### [Aim]
Copy each line below that contains "this".

### [Available data]
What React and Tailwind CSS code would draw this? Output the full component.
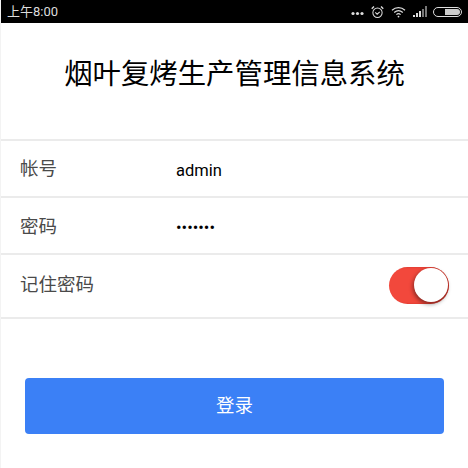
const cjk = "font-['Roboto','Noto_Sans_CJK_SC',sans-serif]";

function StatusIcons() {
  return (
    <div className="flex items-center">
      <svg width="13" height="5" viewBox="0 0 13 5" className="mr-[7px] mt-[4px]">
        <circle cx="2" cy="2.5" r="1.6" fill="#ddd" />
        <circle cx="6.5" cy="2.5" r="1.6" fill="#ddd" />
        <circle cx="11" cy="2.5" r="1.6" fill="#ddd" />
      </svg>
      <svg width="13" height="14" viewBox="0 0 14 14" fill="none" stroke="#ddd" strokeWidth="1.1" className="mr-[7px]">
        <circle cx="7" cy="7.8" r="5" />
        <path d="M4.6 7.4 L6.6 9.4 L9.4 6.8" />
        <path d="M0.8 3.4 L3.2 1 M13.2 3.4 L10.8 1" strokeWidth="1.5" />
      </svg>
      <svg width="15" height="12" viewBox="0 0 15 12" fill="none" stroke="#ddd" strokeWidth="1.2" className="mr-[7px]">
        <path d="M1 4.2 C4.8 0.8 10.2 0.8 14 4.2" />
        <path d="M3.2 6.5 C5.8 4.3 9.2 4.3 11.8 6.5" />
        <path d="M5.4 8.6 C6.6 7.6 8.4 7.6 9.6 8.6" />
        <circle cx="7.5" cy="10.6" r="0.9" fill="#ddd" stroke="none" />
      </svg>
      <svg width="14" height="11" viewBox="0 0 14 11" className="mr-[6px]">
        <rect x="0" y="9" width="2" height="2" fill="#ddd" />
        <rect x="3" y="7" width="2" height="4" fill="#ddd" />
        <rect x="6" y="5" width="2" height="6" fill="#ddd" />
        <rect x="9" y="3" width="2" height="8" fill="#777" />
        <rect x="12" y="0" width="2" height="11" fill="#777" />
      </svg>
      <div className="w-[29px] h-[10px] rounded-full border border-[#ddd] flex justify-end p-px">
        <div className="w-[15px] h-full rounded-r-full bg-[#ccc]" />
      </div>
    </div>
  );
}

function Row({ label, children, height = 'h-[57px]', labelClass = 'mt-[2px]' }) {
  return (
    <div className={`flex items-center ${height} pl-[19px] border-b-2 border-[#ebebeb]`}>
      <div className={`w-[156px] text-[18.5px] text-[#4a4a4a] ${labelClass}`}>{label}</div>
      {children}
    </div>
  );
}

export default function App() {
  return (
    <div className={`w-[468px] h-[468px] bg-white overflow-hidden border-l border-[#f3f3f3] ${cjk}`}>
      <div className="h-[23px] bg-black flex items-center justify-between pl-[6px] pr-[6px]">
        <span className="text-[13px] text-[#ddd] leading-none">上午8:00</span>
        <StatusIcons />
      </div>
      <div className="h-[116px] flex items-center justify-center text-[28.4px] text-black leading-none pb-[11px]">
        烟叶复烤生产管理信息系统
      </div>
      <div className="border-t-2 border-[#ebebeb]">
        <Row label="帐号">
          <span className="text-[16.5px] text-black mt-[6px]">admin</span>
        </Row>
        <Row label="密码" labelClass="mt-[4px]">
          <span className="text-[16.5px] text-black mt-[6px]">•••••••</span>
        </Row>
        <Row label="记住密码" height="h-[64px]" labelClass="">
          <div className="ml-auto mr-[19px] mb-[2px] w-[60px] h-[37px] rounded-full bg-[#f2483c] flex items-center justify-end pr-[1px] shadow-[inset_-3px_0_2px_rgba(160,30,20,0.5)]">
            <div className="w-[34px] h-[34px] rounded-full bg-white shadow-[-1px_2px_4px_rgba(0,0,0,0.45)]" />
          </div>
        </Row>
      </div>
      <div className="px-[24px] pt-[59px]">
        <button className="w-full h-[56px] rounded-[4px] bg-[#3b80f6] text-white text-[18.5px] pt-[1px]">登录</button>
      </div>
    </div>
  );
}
* * *
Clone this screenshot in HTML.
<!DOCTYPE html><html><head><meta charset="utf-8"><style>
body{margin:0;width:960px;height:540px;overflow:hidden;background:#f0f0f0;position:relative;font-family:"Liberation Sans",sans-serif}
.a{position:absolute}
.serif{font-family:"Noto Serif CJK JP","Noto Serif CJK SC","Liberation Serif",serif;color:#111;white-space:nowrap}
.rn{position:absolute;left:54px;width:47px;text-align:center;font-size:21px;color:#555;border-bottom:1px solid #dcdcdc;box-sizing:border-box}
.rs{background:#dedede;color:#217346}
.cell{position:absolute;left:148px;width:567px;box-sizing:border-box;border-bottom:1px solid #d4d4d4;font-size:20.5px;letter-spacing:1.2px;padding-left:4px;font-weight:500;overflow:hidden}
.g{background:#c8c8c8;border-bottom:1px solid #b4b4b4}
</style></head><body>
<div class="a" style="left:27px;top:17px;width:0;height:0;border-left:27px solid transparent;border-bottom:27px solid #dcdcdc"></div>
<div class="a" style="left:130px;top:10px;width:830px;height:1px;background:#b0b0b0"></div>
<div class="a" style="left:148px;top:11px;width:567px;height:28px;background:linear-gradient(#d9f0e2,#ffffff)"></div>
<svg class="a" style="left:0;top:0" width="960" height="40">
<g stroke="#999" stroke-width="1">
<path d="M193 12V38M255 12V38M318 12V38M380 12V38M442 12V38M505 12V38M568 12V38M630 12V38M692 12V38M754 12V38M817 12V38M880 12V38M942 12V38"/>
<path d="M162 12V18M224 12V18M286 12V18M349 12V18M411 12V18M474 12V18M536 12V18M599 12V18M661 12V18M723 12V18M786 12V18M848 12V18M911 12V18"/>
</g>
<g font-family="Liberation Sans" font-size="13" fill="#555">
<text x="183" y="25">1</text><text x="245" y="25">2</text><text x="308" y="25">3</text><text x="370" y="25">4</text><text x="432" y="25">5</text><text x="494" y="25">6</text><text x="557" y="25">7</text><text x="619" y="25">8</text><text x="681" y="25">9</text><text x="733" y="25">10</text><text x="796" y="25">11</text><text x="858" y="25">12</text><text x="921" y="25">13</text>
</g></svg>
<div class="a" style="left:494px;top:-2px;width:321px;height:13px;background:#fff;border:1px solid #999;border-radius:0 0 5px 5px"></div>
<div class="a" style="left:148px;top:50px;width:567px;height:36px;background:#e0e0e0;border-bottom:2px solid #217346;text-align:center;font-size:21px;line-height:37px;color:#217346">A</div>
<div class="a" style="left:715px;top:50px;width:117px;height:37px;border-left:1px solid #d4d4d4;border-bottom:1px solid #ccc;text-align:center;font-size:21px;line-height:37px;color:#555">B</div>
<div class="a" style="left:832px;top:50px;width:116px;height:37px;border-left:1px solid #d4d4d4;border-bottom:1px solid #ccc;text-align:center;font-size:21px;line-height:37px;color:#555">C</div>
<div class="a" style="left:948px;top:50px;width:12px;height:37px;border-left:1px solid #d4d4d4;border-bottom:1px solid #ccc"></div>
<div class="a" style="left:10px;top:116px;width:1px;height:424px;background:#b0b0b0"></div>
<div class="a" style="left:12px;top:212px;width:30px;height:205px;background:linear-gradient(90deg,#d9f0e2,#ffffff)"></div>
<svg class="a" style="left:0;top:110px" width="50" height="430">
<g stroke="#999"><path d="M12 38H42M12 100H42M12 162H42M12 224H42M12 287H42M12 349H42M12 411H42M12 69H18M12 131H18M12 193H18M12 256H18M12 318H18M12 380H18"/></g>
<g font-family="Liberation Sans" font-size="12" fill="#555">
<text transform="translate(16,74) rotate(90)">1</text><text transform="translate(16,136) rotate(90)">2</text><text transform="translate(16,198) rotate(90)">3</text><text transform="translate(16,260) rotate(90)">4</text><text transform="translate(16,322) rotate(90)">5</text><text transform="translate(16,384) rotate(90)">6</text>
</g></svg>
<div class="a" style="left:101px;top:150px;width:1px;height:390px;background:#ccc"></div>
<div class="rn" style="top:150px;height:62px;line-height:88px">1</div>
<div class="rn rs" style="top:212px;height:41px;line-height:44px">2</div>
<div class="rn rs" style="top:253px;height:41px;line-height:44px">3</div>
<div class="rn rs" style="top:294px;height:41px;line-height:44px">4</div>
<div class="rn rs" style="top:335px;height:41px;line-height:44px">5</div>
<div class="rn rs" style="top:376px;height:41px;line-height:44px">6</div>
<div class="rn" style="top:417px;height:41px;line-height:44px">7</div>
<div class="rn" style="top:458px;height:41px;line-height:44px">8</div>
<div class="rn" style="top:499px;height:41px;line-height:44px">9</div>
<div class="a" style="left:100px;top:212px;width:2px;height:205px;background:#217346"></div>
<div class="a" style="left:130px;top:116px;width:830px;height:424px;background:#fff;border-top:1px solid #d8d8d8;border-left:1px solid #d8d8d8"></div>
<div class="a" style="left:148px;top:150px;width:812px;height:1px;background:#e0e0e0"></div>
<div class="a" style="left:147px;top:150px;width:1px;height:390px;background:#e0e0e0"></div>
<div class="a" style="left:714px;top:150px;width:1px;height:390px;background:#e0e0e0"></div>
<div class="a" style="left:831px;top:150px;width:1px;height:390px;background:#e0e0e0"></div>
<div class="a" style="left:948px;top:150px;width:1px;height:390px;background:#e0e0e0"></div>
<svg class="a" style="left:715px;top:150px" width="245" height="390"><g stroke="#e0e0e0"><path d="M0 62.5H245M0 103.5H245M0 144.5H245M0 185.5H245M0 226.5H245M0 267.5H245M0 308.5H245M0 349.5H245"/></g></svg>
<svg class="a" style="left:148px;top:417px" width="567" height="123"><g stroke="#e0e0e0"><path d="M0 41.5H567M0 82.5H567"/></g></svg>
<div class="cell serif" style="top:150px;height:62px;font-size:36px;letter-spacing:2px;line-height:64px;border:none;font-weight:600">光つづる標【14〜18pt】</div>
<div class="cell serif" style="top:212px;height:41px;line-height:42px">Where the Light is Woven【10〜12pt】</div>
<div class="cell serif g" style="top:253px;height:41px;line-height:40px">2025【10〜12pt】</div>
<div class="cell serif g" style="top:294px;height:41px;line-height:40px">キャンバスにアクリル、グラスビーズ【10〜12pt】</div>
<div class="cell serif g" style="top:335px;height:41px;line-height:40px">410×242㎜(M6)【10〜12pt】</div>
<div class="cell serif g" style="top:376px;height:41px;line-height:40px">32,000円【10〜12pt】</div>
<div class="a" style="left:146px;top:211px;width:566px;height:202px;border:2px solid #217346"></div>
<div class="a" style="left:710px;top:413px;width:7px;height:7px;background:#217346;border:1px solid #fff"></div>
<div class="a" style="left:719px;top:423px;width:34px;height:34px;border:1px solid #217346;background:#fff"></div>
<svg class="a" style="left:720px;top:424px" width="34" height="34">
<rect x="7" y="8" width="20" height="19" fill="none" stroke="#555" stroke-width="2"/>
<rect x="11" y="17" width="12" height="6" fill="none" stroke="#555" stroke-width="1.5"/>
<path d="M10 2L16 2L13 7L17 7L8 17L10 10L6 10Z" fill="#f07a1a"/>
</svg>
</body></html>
--
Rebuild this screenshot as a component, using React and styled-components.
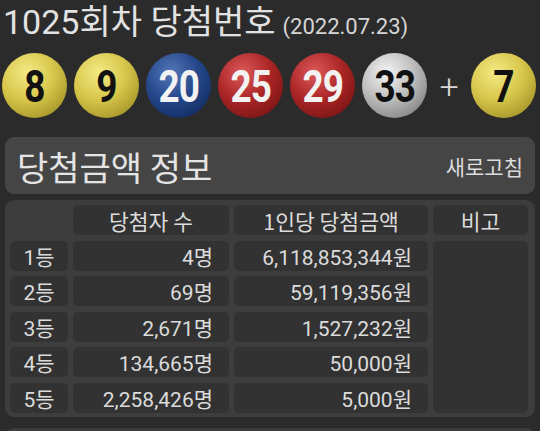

### [Response]
What React and Tailwind CSS code would draw this? Output the full component.
Clone this screenshot in HTML.
Rebuild this screenshot as a component, using React and styled-components.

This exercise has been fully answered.